GIVEN EXERCISE
Search the entries for the word "code" and pull out each line that has it.

————

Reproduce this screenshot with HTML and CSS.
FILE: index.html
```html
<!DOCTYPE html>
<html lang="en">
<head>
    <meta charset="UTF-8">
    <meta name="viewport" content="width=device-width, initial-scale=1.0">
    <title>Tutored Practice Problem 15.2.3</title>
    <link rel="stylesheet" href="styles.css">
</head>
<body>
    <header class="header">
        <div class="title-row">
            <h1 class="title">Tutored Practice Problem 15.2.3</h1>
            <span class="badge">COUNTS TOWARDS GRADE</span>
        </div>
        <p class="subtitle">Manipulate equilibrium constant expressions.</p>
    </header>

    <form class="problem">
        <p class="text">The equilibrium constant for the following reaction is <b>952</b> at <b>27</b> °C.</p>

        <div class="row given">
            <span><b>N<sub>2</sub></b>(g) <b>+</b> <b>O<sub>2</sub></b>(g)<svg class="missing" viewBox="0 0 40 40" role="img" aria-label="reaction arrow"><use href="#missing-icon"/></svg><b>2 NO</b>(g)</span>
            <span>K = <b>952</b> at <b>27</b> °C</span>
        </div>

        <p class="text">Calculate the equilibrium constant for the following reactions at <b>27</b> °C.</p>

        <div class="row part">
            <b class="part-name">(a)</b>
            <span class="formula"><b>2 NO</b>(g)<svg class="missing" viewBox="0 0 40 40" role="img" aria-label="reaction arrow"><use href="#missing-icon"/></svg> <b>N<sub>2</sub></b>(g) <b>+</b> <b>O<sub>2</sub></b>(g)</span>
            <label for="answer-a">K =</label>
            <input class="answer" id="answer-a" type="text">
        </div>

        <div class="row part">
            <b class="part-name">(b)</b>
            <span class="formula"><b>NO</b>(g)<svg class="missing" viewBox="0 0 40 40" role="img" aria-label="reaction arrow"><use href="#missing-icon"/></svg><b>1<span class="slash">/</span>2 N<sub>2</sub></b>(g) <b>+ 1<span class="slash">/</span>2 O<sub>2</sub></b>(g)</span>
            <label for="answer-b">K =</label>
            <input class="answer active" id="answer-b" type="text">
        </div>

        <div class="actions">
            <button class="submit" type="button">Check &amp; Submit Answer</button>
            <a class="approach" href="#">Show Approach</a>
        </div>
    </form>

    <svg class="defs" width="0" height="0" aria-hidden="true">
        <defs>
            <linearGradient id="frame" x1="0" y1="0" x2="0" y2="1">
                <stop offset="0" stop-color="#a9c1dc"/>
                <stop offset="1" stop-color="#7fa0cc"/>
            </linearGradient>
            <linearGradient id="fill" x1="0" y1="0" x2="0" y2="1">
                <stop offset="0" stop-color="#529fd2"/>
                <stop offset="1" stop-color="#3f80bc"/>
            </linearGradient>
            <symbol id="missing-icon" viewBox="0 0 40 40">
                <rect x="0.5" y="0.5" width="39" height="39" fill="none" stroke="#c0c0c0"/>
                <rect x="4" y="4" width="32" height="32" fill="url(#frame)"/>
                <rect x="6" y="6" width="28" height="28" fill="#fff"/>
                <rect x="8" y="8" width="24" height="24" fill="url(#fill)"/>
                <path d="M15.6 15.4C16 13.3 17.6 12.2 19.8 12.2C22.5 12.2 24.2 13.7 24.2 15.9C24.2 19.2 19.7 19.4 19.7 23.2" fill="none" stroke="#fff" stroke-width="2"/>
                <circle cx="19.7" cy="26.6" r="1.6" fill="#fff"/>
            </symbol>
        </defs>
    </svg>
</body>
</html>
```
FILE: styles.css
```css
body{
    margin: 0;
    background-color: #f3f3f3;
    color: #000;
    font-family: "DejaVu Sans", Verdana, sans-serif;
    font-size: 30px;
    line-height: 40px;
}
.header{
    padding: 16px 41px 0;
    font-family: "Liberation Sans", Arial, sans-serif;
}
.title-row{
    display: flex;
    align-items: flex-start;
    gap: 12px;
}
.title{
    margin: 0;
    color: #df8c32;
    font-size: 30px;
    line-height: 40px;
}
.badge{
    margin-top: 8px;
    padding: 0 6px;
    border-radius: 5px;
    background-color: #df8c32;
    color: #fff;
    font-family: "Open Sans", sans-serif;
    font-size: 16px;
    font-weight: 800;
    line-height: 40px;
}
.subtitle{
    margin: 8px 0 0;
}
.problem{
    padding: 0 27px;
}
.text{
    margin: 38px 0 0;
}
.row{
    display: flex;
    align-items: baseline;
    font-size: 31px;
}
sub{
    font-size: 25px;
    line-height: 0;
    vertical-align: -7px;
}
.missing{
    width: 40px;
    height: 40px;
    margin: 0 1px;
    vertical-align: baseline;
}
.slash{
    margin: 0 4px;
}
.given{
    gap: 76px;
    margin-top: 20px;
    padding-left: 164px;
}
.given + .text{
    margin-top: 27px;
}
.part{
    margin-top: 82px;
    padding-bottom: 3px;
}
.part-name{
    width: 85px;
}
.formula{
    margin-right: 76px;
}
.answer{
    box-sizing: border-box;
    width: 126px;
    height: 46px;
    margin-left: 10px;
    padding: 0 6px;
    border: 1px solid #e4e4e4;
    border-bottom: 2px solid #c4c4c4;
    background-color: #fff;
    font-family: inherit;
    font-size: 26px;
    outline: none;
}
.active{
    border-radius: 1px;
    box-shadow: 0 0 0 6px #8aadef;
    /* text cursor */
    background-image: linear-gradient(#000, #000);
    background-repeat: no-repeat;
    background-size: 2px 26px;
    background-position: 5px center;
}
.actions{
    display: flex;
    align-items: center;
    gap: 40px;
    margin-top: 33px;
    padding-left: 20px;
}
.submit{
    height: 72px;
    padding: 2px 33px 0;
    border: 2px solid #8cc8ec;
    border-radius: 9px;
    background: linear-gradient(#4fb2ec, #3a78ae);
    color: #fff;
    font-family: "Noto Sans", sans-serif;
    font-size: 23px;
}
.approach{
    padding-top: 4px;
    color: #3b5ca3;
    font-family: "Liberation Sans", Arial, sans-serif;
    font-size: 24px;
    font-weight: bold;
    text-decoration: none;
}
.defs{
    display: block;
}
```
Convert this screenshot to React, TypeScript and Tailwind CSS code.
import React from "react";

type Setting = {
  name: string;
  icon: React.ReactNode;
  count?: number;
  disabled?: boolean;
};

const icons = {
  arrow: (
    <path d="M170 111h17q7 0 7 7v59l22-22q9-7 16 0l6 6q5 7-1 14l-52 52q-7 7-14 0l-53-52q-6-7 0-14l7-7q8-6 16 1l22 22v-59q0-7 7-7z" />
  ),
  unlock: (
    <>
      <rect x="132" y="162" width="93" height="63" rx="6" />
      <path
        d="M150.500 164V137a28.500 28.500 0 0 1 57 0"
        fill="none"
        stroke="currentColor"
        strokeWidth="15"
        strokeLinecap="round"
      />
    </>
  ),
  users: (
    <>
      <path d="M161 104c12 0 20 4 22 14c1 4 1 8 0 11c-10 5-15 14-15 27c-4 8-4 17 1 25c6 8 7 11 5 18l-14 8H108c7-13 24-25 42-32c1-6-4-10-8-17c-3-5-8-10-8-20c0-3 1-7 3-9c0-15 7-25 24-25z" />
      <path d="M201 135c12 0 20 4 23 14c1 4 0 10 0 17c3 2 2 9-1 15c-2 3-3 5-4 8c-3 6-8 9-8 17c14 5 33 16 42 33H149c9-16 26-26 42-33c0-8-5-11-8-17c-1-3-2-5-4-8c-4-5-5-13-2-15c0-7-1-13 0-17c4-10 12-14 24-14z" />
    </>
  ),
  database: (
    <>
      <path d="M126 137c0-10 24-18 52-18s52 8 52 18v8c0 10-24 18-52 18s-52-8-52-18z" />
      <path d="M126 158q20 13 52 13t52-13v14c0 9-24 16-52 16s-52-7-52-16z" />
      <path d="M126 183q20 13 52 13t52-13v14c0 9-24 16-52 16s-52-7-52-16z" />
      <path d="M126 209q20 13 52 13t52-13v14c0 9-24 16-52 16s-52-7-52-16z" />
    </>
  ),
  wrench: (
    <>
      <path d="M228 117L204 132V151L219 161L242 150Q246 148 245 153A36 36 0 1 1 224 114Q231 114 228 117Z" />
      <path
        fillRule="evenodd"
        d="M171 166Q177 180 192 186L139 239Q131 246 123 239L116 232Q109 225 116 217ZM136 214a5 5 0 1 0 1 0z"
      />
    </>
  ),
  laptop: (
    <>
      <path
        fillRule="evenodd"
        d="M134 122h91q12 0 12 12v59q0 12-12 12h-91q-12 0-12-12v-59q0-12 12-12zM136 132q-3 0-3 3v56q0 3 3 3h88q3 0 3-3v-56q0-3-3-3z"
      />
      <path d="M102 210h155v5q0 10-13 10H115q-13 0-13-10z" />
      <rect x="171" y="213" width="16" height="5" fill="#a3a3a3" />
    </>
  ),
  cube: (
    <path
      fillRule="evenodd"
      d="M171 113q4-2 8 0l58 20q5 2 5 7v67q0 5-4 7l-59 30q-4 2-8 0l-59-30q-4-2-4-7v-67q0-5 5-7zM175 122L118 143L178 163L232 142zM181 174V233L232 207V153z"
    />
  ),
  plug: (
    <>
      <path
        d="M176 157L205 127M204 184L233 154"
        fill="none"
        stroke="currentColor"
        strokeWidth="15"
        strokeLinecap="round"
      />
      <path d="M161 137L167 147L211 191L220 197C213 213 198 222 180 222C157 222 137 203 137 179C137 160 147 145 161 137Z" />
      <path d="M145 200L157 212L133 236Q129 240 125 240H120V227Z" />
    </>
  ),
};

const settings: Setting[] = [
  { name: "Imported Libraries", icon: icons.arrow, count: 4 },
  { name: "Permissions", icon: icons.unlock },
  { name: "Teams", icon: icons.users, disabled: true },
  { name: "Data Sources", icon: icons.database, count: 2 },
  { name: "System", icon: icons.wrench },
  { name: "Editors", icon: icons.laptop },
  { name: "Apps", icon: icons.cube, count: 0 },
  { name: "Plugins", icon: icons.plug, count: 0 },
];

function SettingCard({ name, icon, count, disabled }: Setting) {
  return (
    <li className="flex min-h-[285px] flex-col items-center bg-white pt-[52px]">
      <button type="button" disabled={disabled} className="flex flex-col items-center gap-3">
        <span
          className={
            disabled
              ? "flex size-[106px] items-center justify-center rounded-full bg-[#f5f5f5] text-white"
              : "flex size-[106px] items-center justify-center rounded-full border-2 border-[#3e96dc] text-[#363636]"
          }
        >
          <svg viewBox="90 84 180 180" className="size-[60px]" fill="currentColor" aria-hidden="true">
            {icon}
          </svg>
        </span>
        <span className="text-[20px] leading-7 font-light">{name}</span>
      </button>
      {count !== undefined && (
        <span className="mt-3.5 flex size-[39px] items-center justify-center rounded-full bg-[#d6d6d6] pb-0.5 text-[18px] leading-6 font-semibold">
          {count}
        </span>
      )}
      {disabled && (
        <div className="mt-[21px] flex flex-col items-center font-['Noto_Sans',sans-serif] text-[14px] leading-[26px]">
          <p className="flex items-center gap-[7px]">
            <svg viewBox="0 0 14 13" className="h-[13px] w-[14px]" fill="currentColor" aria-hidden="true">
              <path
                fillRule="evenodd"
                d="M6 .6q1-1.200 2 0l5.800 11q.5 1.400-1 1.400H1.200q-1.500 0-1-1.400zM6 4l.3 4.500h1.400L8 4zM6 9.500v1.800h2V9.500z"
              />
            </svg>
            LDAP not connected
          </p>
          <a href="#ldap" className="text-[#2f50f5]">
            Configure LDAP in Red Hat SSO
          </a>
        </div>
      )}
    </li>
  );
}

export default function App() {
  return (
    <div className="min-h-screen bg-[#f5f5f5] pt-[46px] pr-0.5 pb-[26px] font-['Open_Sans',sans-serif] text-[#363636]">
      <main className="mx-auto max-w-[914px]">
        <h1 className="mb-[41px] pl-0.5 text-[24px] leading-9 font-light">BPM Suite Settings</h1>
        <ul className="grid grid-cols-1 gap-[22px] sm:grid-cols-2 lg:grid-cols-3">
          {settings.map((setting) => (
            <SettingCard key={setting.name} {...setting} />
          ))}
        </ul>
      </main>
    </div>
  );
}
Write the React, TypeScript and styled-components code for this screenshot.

————

EXERCISE SOLUTION
Convert this screenshot to React, TypeScript and Tailwind CSS code.
Write the React, TypeScript and styled-components code for this screenshot.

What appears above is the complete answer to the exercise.